Dalam pelaksanaanya, Ir. Djuanda dibantu oleh Kepala Dinas Administrasi, Jalan dan Bangunan, Traksi, Lalu lintas dan Perniagaan. Di daerah, Kepala DKARI dibantu oleh kepala eksploitasi baik di Jawa maupun Sumatera.

Awal menjalankan roda perkeretaapian, DKARI memiliki pekerjaan rumah yang menumpuk. Sarana prasarana perkeretaapian tinggalan Jepang sudah rusak sekitar 40%. Selain itu, bayang-bayang perang menghantui perbaikan perkeretaapian oleh DKARI. Mengingat Belanda kembali datang ke Indonesia untuk mencoba kembali menguasai Indonesia.

Tahun pertama, Dinas Jalan dan Bangunan sibuk membangun kembali jalur kereta api yang dibongkar oleh Jepang. Beberapa jalur tersebut meliputi Pangandaran-Cijulang, Tasikmalaya-Cikoneng. Purwosari-Kartasuro, Purwodadi-Ngemplak, Kutoarjo-Purworejo, Ploso-Gempolkerep, Ponorogo-Slahung dll. Selain itu, juga dilaksanakan perbaikan stasiun, bangunan kantor, dan perumahan pegawai. Ketersediaan alat-alat yang memadai menjadi kesukaran dalam pelaksanaanya.

Kondisi sarana dan prasarana kereta api masih sama pada saat akhir pendudukan Jepang. Lokomotif uap berjumlah 400 unit, kereta penumpang berjumlah 800 unit dan gerbong barang berjumlah 3.500 unit. Dinas Traksi pun menjalankan dan merawat rollingstock dengan alat yang ada. Karena alat-alat yang diperlukan tidak lagi dapat didatangkan dari luar negeri. Bahan bakar berupa batu bara menjadi salah satu barang yang sulit didapat, oleh karena itu terpaksa diganti dengan kayu jati.
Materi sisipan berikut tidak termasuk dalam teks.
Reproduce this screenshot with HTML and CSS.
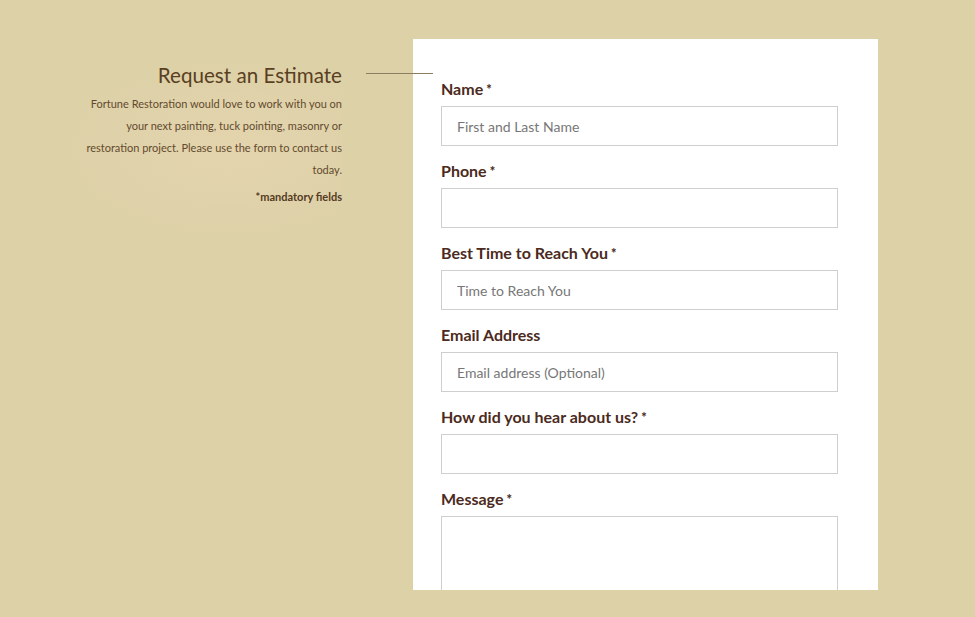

Dinas Lalu lintas dan Perniagaan bertugas mengatur perjalanan kereta api untuk masyarakat dan juga untuk kebutuhan perjuangan bangsa. DKARI menjalankan kereta malam antara Jakarta-Surabaya namun berangsur-angsur jaraknya diperpendek guna menghindari serangan pasukan sekutu. Beberapa rute pun diperpendek dengan alasan yang sama, seperti Cikampek-Mojokerto, Solo-Garut, Jogja-Malang, Solo-Kutoarjo.

Untuk penumpang, DKARI menyediakan kereta api penumpang biasa dan campuran. Namun, membludaknya penumpang saat itu membuat gerbong barang penuh penumpang di bagian bordes atau atap gerbong. Stasiun-stasiun besar menjadi sangat ramai, petugas stasiun bersiaga penuh mengamankan kondisi tersebut.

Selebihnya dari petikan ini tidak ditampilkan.